28 февраля, в 16 часов я собрал добровольцев и направился с ними в Алясоми. Здесь я объявил лыжникам, что я назначен командиром их батальона, а тов. Назаров — комиссаром. Тут же к нам присоединилось и 15 танков.

На рассвете 29 февраля мы выступили к исходному положению. К этому времени наши части, прорвав промежуточный оборонительный рубеж финнов, вышли в район Нуора — в 5 километрах от Выборга. Прибыв на передовую позицию к Приморскому шоссе, я выслал разведку, которая установила, что финны обороняются на северном берегу реки Карпелан-йоки и на станции Нуора. Справа от Приморского шоссе лежало болото, покрытое озерцами и густо заросшее высоким тростником; слева, примерно на три четверти километра, тянулась полоска суши, хвойный лес, а за ним — лед залива.

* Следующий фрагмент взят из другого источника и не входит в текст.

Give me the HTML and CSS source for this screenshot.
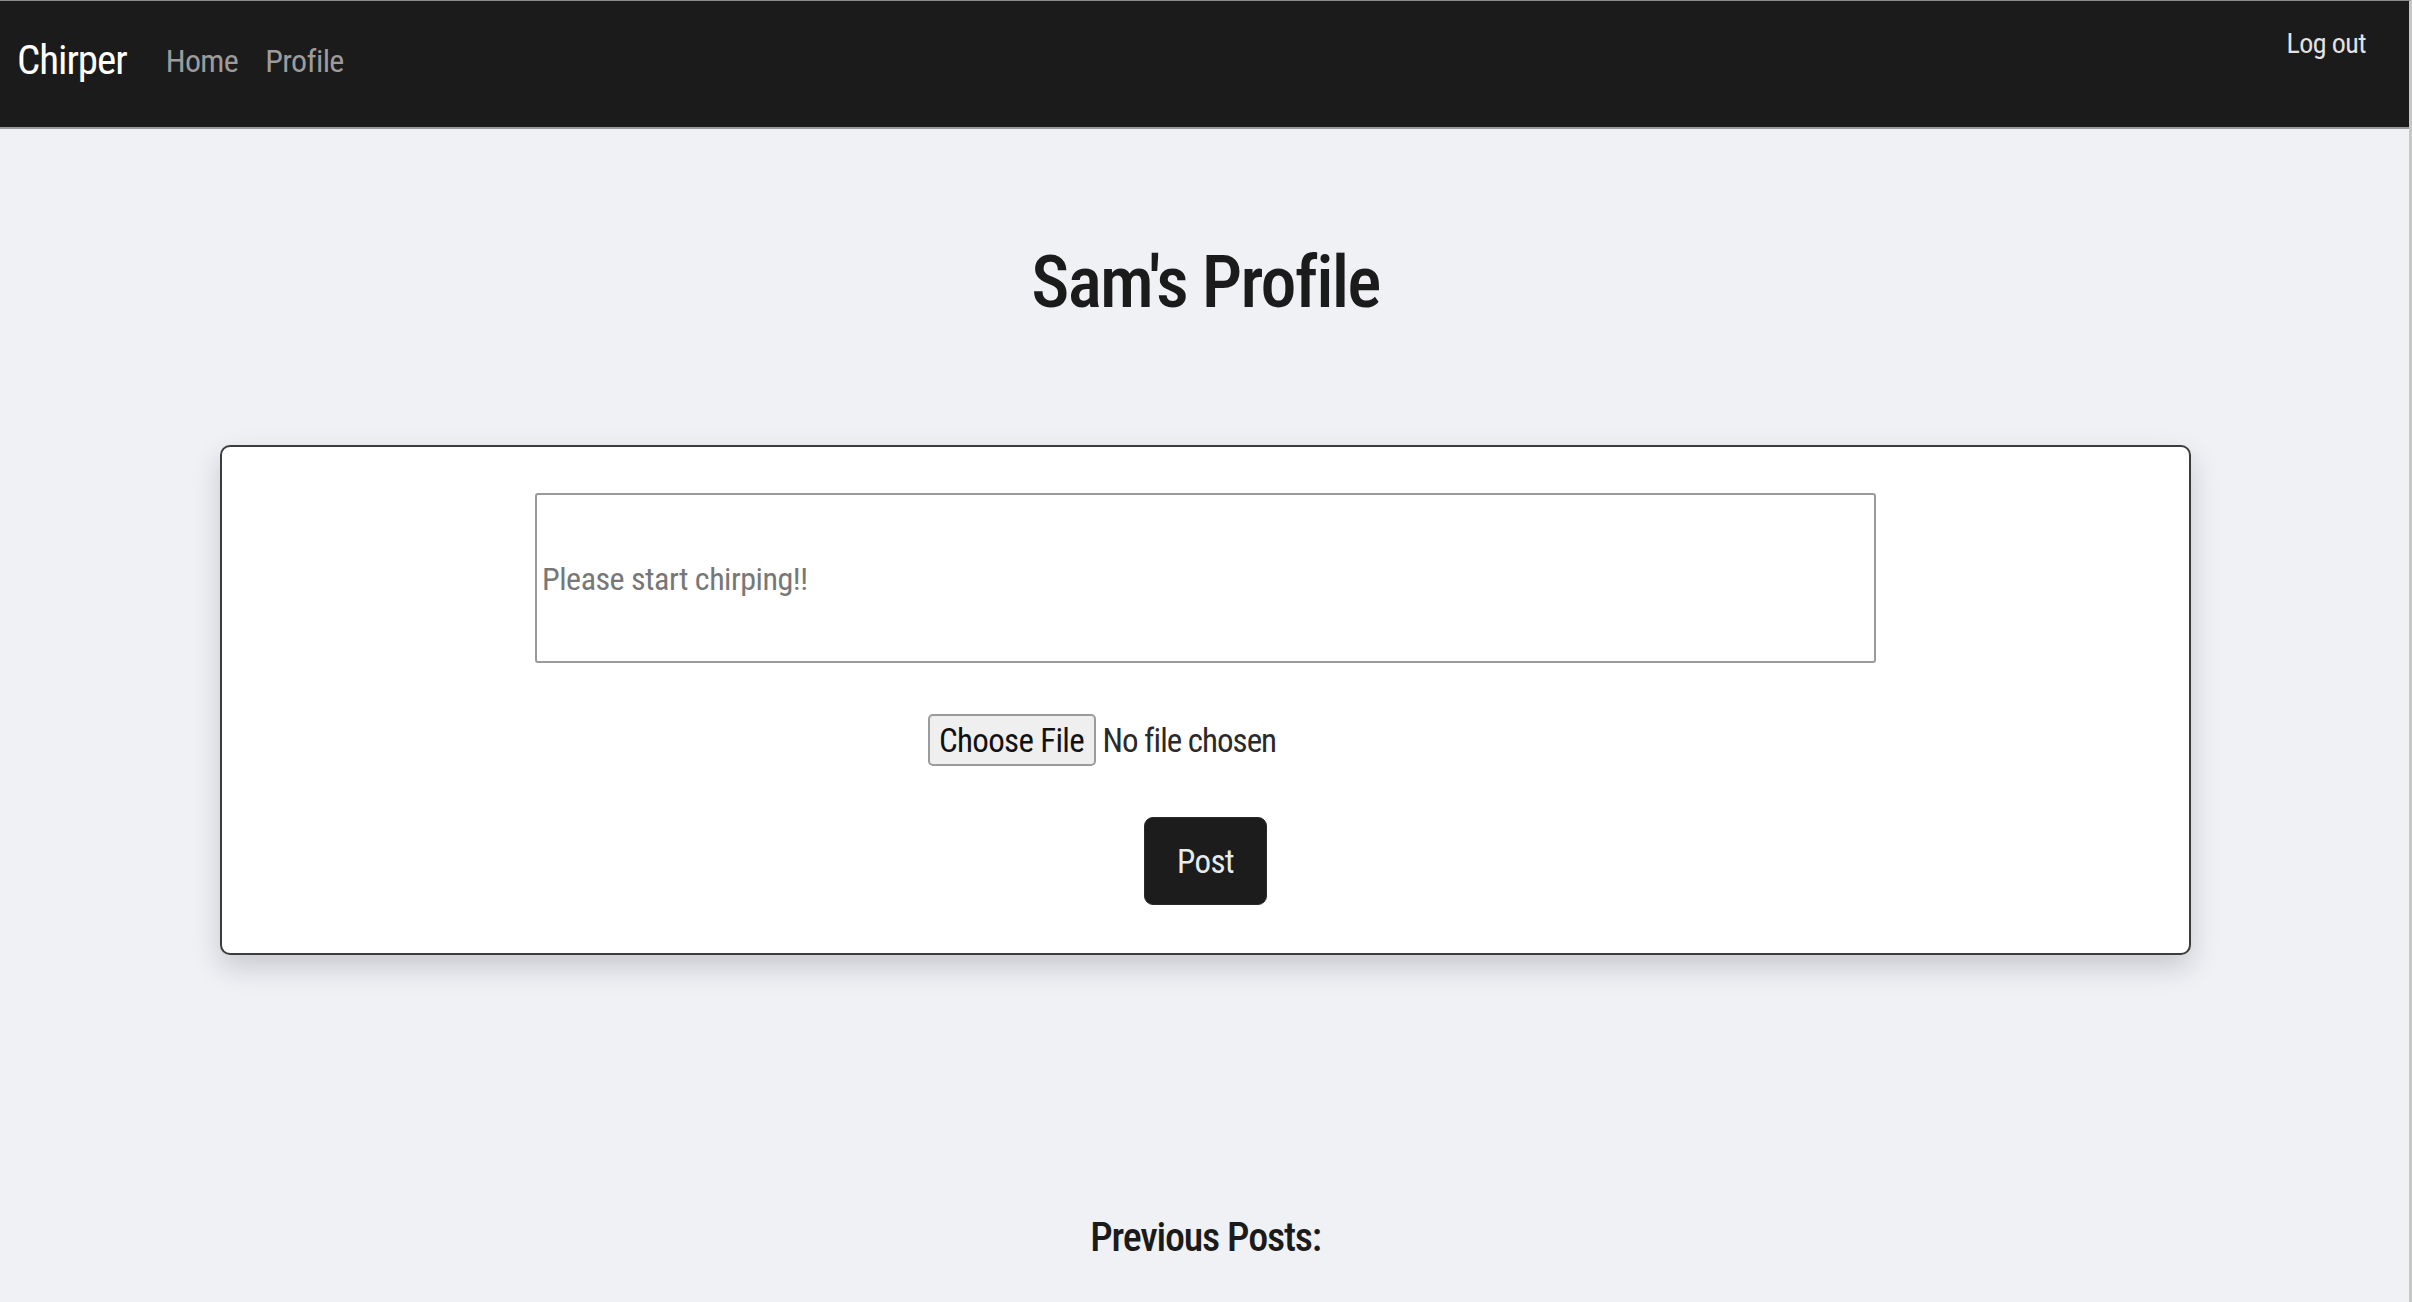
FILE: index.html
```html
<!DOCTYPE html>
<html lang="en">
<head>
<meta charset="utf-8">
<title>Chirper</title>
<link rel="stylesheet" href="styles.css">
</head>
<body>
<div class="frame">
  <nav class="navbar">
    <div class="nav-left">
      <a class="brand" href="#">Chirper</a>
      <a class="nav-link" href="#">Home</a>
      <a class="nav-link" href="#">Profile</a>
    </div>
    <a class="logout" href="#">Log out</a>
  </nav>

  <main class="main">
    <h1 class="title">Sam's Profile</h1>

    <section class="card">
      <textarea class="chirp-input" placeholder="Please start chirping!!"></textarea>
      <div class="file-row">
        <button class="file-btn" type="button">Choose File</button>
        <span class="file-name">No file chosen</span>
      </div>
      <button class="post-btn" type="button">Post</button>
    </section>

    <h2 class="prev-title">Previous Posts:</h2>
  </main>
</div>
</body>
</html>
```
FILE: styles.css
```css
* { box-sizing: border-box; }

html, body {
  margin: 0;
  padding: 0;
  background: #f0f1f5;
}

body {
  font-family: Roboto, "Liberation Sans", sans-serif;
  font-stretch: 75%;
  color: #1b1b1b;
}

.frame {
  min-height: 100vh;
  border-top: 1px solid #8a8a8a;
  border-right: 3px solid #c6c6c6;
}

a { text-decoration: none; }

/* ---------- navbar ---------- */
.navbar {
  display: flex;
  justify-content: space-between;
  align-items: flex-start;
  height: 128px;
  background: #1b1b1b;
  border-bottom: 2px solid #9a9c9c;
  padding: 0 43px 0 17px;
}

.nav-left {
  display: flex;
  align-items: center;
  height: 120px;
}

.brand {
  color: #ffffff;
  font-size: 41px;
  line-height: 1.2;
  letter-spacing: -0.025em;
  margin-right: 39px;
}

.nav-link {
  color: #9c9c9c;
  font-size: 32px;
  line-height: 1.2;
  letter-spacing: -0.02em;
  margin-right: 27px;
}

.logout {
  color: #e2e2e2;
  font-size: 28px;
  line-height: 1.2;
  letter-spacing: -0.02em;
  margin-top: 26px;
}

/* ---------- main ---------- */
.main {
  display: flex;
  flex-direction: column;
  align-items: center;
  padding: 0 218px 40px 220px;
}

.title {
  margin: 111px 0 0;
  font-size: 72px;
  line-height: 1.2;
  font-weight: 500;
  letter-spacing: -0.025em;
  color: #1b1b1b;
}

.card {
  align-self: stretch;
  margin-top: 119px;
  background: #ffffff;
  border: 2px solid #3c3c3c;
  border-radius: 10px;
  box-shadow: 0 12px 28px rgba(20, 24, 40, 0.18);
  padding: 46px 0 48px;
  display: flex;
  flex-direction: column;
  align-items: center;
}

.chirp-input {
  width: 1341px;
  height: 170px;
  resize: none;
  border: 2px solid #9a9a9a;
  border-radius: 3px;
  padding: 65px 5px 0;
  font-family: Roboto, "Liberation Sans", sans-serif;
  font-stretch: 75%;
  font-size: 32px;
  line-height: 38px;
  letter-spacing: -0.015em;
  color: #333;
  background: #fff;
  outline: none;
}

.chirp-input::placeholder {
  color: #777777;
}

.file-row {
  width: 556px;
  margin-top: 51px;
  display: flex;
  align-items: center;
  gap: 7px;
}

.file-btn {
  height: 52px;
  width: 168px;
  padding: 0;
  background: #efefef;
  border: 2px solid #9b9b9b;
  border-radius: 5px;
  font-family: Roboto, "Liberation Sans", sans-serif;
  font-stretch: 75%;
  font-size: 33px;
  letter-spacing: -0.02em;
  color: #111;
}

.file-name {
  font-size: 33px;
  letter-spacing: -0.03em;
  color: #2a2a2a;
}

.post-btn {
  margin-top: 51px;
  width: 123px;
  height: 88px;
  padding: 0;
  background: #1c1c1c;
  border: 1px solid #2a2a2a;
  border-radius: 9px;
  color: #e6ecec;
  font-family: Roboto, "Liberation Sans", sans-serif;
  font-stretch: 75%;
  font-size: 33px;
  letter-spacing: -0.02em;
}

.prev-title {
  margin: 259px 0 0;
  font-size: 40px;
  line-height: 1.2;
  font-weight: 500;
  letter-spacing: -0.03em;
  color: #1b1b1b;
}
```
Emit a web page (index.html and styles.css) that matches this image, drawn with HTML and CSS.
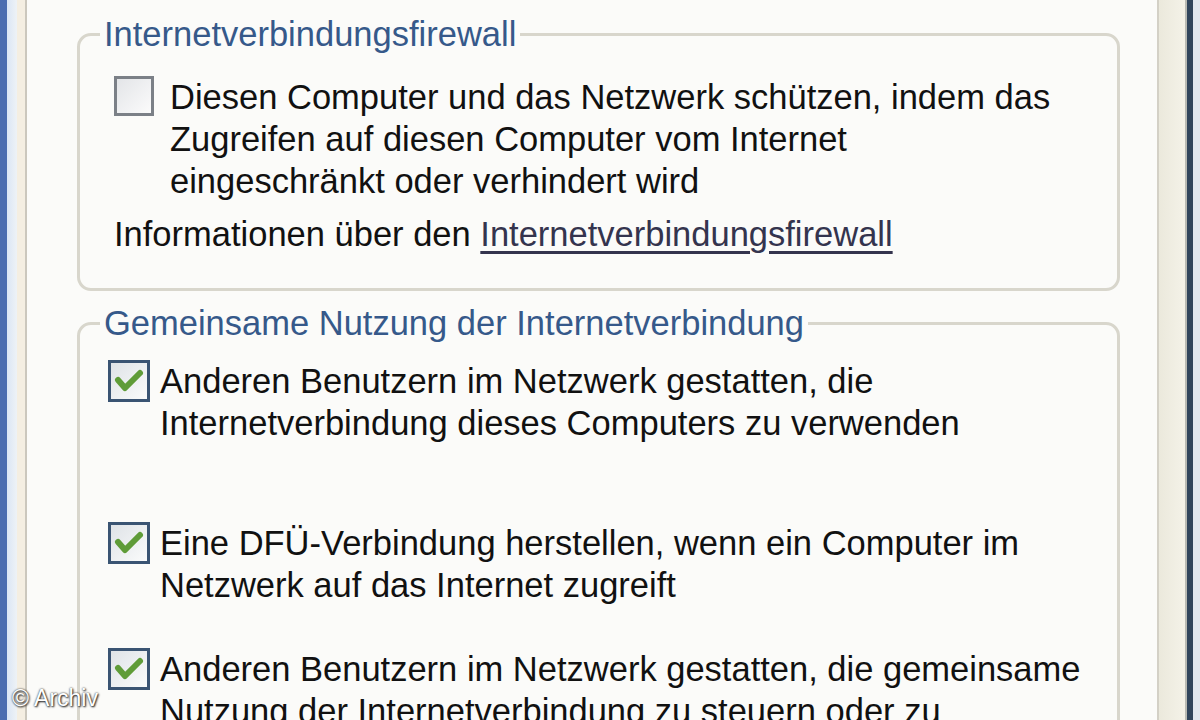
FILE: index.html
```html
<!DOCTYPE html>
<html lang="de">
<head>
<meta charset="utf-8">
<title>Erweitert</title>
<link rel="stylesheet" href="styles.css">
</head>
<body>
<div class="window">
  <div class="frame-left">
    <span class="fl-blue"></span><span class="fl-light"></span><span class="fl-beige"></span><span class="fl-line"></span>
  </div>
  <div class="content">
    <fieldset class="group group-fw">
      <legend>Internetverbindungsfirewall</legend>
      <div class="option option-fw">
        <span class="cb cb-off"></span>
        <p>Diesen Computer und das Netzwerk schützen, indem das<br>Zugreifen auf diesen Computer vom Internet<br>eingeschränkt oder verhindert wird</p>
      </div>
      <p class="info">Informationen über den <a class="link" href="#">Internetverbindungsfirewall</a></p>
    </fieldset>
    <fieldset class="group group-ics">
      <legend>Gemeinsame Nutzung der Internetverbindung</legend>
      <div class="option option-ics opt-1">
        <span class="cb cb-on"><svg viewBox="0 0 36 36" width="36" height="36"><path d="M7 17 L14 25 L29 10" fill="none" stroke="#5f9c38" stroke-width="6" stroke-linecap="round" stroke-linejoin="round"/></svg></span>
        <p>Anderen Benutzern im Netzwerk gestatten, die<br>Internetverbindung dieses Computers zu verwenden</p>
      </div>
      <div class="option option-ics opt-2">
        <span class="cb cb-on"><svg viewBox="0 0 36 36" width="36" height="36"><path d="M7 17 L14 25 L29 10" fill="none" stroke="#5f9c38" stroke-width="6" stroke-linecap="round" stroke-linejoin="round"/></svg></span>
        <p>Eine DFÜ-Verbindung herstellen, wenn ein Computer im<br>Netzwerk auf das Internet zugreift</p>
      </div>
      <div class="option option-ics opt-3">
        <span class="cb cb-on"><svg viewBox="0 0 36 36" width="36" height="36"><path d="M7 17 L14 25 L29 10" fill="none" stroke="#5f9c38" stroke-width="6" stroke-linecap="round" stroke-linejoin="round"/></svg></span>
        <p>Anderen Benutzern im Netzwerk gestatten, die gemeinsame<br>Nutzung der Internetverbindung zu steuern oder zu</p>
      </div>
    </fieldset>
  </div>
  <div class="frame-right">
    <span class="fr-line"></span><span class="fr-beige"></span><span class="fr-gray"></span><span class="fr-dark"></span><span class="fr-light"></span>
  </div>
  <div class="watermark">© Archiv</div>
</div>
</body>
</html>
```
FILE: styles.css
```css
html, body {
  margin: 0;
  padding: 0;
}
body {
  width: 1200px;
  height: 720px;
  overflow: hidden;
  background: #fbfbf9;
  font-family: "Liberation Sans", Arial, sans-serif;
  color: #111111;
}
.window {
  position: relative;
  display: flex;
  width: 1200px;
  height: 720px;
  overflow: hidden;
}
.frame-left, .frame-right {
  display: flex;
  flex: none;
  height: 100%;
}
.frame-left span, .frame-right span {
  display: block;
  height: 100%;
}
.fl-blue { width: 7px; background: #4b6db0; }
.fl-light { width: 10px; background: linear-gradient(90deg, #dbe6f5, #eef2f6); }
.fl-beige { width: 8px; background: #f4eee2; }
.fl-line { width: 2px; background: #cbc7bd; }

.fr-line { width: 2px; background: #d3d0c6; }
.fr-beige { width: 26px; background: linear-gradient(90deg, #ebe9dc, #f4f2e8); }
.fr-gray { width: 2px; background: #b9bab3; }
.fr-dark { width: 6px; background: #31455c; }
.fr-light { width: 7px; background: #e1e7ef; }

.content {
  flex: 1;
  min-width: 0;
  background: #fbfbf9;
}

.group {
  margin: 11px 37px 0 50px;
  padding: 0 0 33px 0;
  border: 3px solid #d8d6cc;
  border-radius: 14px;
  min-width: 0;
}
.group-fw {
  margin-top: 13px;
}
.group legend {
  margin-left: 20px;
  padding: 0 4px;
  font-size: 34.5px;
  line-height: 42px;
  color: #36598a;
}

.option {
  display: flex;
  align-items: flex-start;
}
.option p {
  margin: 0;
  font-size: 34.5px;
  line-height: 42px;
}
.option-fw {
  margin: 21px 0 0 34px;
}
.option-fw p {
  margin-left: 16px;
}
.option-ics {
  margin-left: 28px;
}
.option-ics p {
  margin-left: 10px;
}
.opt-1 { margin-top: 16px; }
.opt-2 { margin-top: 78px; }
.opt-3 { margin-top: 42px; }

.cb {
  flex: none;
  box-sizing: border-box;
  display: flex;
  align-items: center;
  justify-content: center;
}
.cb-off {
  width: 40px;
  height: 40px;
  border: 3px solid #7b8087;
  background: linear-gradient(135deg, #e3e5e8, #fbfbfb);
}
.cb-on {
  width: 42px;
  height: 42px;
  border: 3px solid #3a5473;
  background: linear-gradient(135deg, #dfe3e7, #fafbfb);
}
.cb-on svg {
  display: block;
}

.info {
  margin: 11px 0 0 34px;
  font-size: 34.5px;
  line-height: 42px;
}
.link {
  color: #34344e;
  text-decoration: underline;
  text-decoration-thickness: 3px;
  text-underline-offset: 5px;
}

.watermark {
  position: absolute;
  left: 12px;
  top: 685px;
  font-size: 23px;
  line-height: 26px;
  color: #ffffff;
  text-shadow: 0 0 2px #222, 1px 1px 2px #222;
}
```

На рассвете, когда дымкой стоял морозный туман, служивший нам хорошим прикрытием, самая сильная наша рота под командой тов. Коврижкина, ленинградского рабочего с завода имени Кирова, усиленная двумя взводами пулеметной роты, прорвалась вдоль залива и стала охватывать фланг финнов. Этот удачный маневр дал возможность продвинуться стрелковому полку. Перед нами находился выборгский мощный укрепленный район, оборудованный по последнему слову техники. Все Приморское шоссе было заминировано, мост через Карпелан-йоки разрушен, так что использовать танки не представлялось возможным; пустить же их без дороги лесом не позволяли условия местности. За рядами железобетонных надолб виднелась вторая полоса мощных надолб, расположенных кольцом и упиравшихся одним концом во льды залива, а другим — в болото. За ними — проволочные заграждения в 3–4 кола, система замаскированных дотов и дзотов, а дальше, как узнали мы после, были устроены ловушки. Финны из своих укреплений открыли ураганный минометный и артиллерийский огонь, стремясь остановить наше наступление.